**PROBLEM DETAILS:** Reproduce the data below in full and exclude every picture.

**DATA BLOCK:**
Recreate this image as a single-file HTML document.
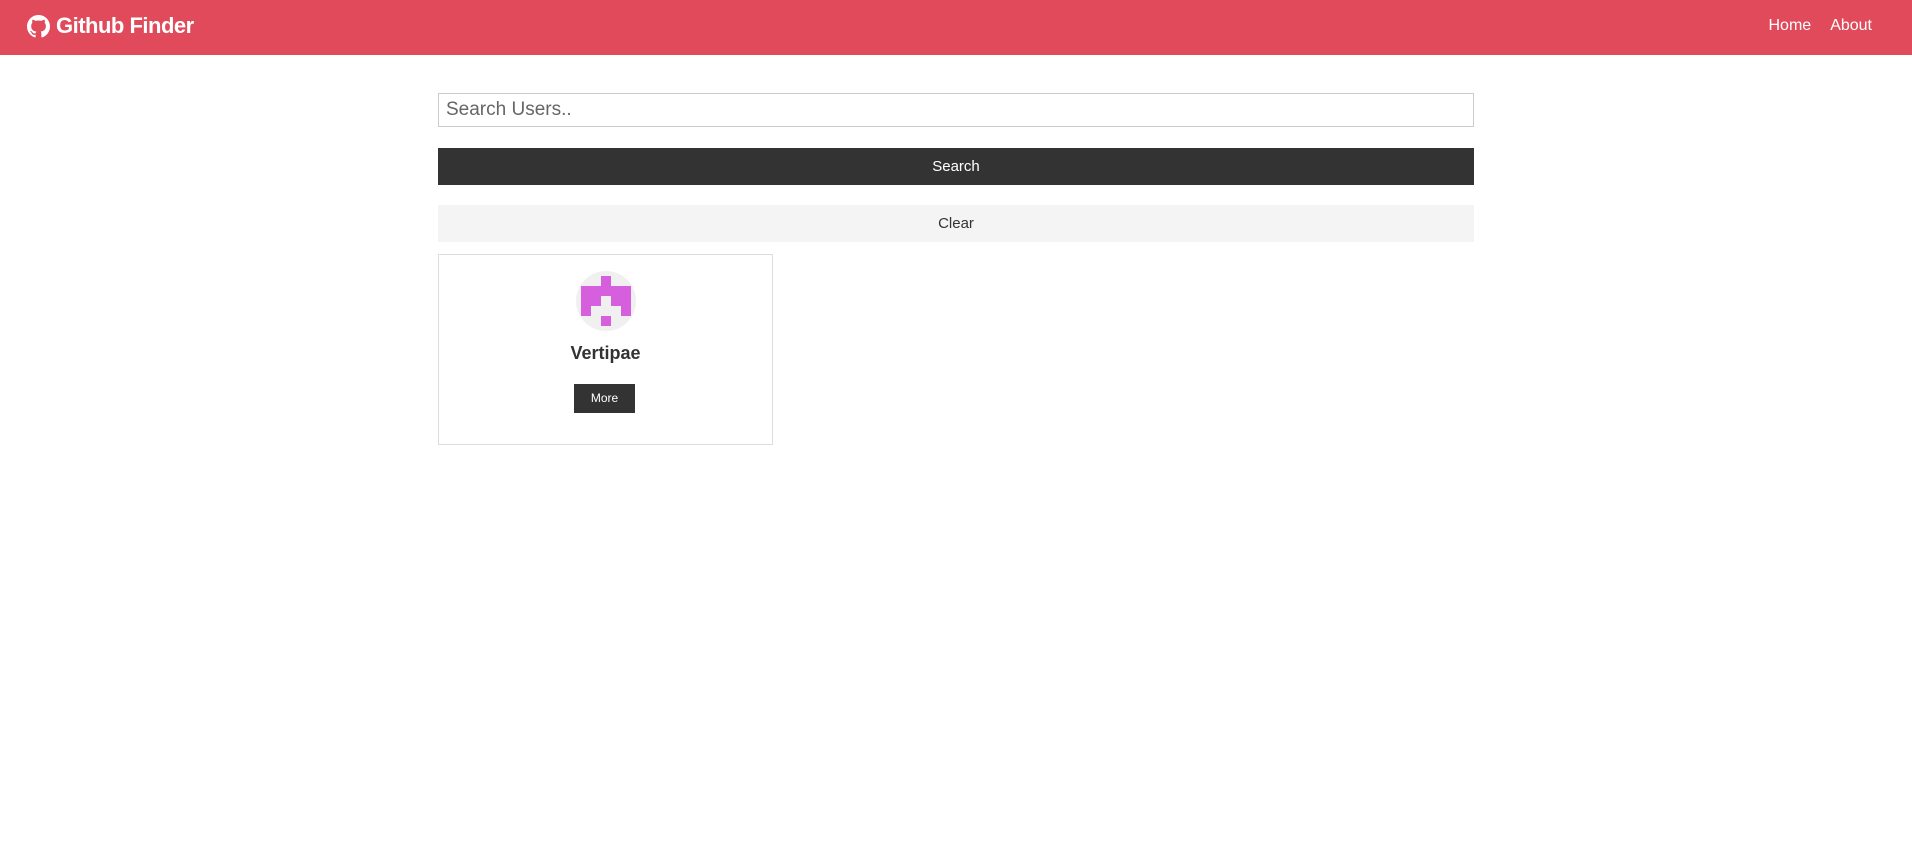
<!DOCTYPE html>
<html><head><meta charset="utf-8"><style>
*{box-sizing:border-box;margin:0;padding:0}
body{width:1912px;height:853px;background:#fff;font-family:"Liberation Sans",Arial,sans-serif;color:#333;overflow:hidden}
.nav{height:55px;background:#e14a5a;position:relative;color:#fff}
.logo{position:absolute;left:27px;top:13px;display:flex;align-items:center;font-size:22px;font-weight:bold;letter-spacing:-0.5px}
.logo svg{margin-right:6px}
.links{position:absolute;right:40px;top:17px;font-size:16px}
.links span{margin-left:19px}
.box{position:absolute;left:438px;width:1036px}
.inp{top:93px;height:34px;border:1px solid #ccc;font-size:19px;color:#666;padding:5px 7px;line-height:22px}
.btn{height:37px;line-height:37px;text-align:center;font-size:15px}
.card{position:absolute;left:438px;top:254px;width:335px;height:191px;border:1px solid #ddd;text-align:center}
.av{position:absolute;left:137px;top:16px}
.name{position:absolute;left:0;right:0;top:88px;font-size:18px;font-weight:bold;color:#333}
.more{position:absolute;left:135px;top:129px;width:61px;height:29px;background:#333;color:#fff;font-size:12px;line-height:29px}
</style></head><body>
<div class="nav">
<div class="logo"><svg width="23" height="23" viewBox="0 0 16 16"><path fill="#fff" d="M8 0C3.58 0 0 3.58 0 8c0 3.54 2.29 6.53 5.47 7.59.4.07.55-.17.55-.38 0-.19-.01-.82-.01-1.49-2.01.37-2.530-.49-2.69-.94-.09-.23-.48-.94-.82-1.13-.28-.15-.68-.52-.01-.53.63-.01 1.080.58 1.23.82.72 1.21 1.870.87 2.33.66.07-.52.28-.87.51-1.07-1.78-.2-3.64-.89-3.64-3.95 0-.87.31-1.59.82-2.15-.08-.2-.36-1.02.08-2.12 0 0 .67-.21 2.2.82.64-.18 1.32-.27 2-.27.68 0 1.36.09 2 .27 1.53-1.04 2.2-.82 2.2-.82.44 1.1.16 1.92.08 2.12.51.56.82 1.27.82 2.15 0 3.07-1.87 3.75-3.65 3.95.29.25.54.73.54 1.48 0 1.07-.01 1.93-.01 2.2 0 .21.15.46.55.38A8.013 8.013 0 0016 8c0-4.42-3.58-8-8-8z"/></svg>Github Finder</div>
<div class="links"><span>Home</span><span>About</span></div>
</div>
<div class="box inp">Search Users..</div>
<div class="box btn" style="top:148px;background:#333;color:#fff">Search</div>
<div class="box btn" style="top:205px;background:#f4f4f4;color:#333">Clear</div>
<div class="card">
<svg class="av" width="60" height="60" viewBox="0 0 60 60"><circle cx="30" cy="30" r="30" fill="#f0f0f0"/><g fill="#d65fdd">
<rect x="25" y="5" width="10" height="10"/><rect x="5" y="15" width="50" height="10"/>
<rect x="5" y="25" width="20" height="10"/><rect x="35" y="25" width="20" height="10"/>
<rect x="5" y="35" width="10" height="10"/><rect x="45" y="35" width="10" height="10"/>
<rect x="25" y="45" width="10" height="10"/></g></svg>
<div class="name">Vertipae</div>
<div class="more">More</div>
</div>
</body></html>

**SOLUTION TO THIS PROBLEM:**
Recreate this image as a single-file HTML document.
<!DOCTYPE html>
<html><head><meta charset="utf-8"><style>
*{box-sizing:border-box;margin:0;padding:0}
body{width:1912px;height:853px;background:#fff;font-family:"Liberation Sans",Arial,sans-serif;color:#333;overflow:hidden}
.nav{height:55px;background:#e14a5a;position:relative;color:#fff}
.logo{position:absolute;left:27px;top:13px;display:flex;align-items:center;font-size:22px;font-weight:bold;letter-spacing:-0.5px}
.logo svg{margin-right:6px}
.links{position:absolute;right:40px;top:17px;font-size:16px}
.links span{margin-left:19px}
.box{position:absolute;left:438px;width:1036px}
.inp{top:93px;height:34px;border:1px solid #ccc;font-size:19px;color:#666;padding:5px 7px;line-height:22px}
.btn{height:37px;line-height:37px;text-align:center;font-size:15px}
.card{position:absolute;left:438px;top:254px;width:335px;height:191px;border:1px solid #ddd;text-align:center}
.av{position:absolute;left:137px;top:16px}
.name{position:absolute;left:0;right:0;top:88px;font-size:18px;font-weight:bold;color:#333}
.more{position:absolute;left:135px;top:129px;width:61px;height:29px;background:#333;color:#fff;font-size:12px;line-height:29px}
</style></head><body>
<div class="nav">
<div class="logo"><svg width="23" height="23" viewBox="0 0 16 16"><path fill="#fff" d="M8 0C3.58 0 0 3.58 0 8c0 3.54 2.29 6.53 5.47 7.59.4.07.55-.17.55-.38 0-.19-.01-.82-.01-1.49-2.01.37-2.530-.49-2.69-.94-.09-.23-.48-.94-.82-1.13-.28-.15-.68-.52-.01-.53.63-.01 1.080.58 1.23.82.72 1.21 1.870.87 2.33.66.07-.52.28-.87.51-1.07-1.78-.2-3.64-.89-3.64-3.95 0-.87.31-1.59.82-2.15-.08-.2-.36-1.02.08-2.12 0 0 .67-.21 2.2.82.64-.18 1.32-.27 2-.27.68 0 1.36.09 2 .27 1.53-1.04 2.2-.82 2.2-.82.44 1.1.16 1.92.08 2.12.51.56.82 1.27.82 2.15 0 3.07-1.87 3.75-3.65 3.95.29.25.54.73.54 1.48 0 1.07-.01 1.93-.01 2.2 0 .21.15.46.55.38A8.013 8.013 0 0016 8c0-4.42-3.58-8-8-8z"/></svg>Github Finder</div>
<div class="links"><span>Home</span><span>About</span></div>
</div>
<div class="box inp">Search Users..</div>
<div class="box btn" style="top:148px;background:#333;color:#fff">Search</div>
<div class="box btn" style="top:205px;background:#f4f4f4;color:#333">Clear</div>
<div class="card">
<svg class="av" width="60" height="60" viewBox="0 0 60 60"><circle cx="30" cy="30" r="30" fill="#f0f0f0"/><g fill="#d65fdd">
<rect x="25" y="5" width="10" height="10"/><rect x="5" y="15" width="50" height="10"/>
<rect x="5" y="25" width="20" height="10"/><rect x="35" y="25" width="20" height="10"/>
<rect x="5" y="35" width="10" height="10"/><rect x="45" y="35" width="10" height="10"/>
<rect x="25" y="45" width="10" height="10"/></g></svg>
<div class="name">Vertipae</div>
<div class="more">More</div>
</div>
</body></html>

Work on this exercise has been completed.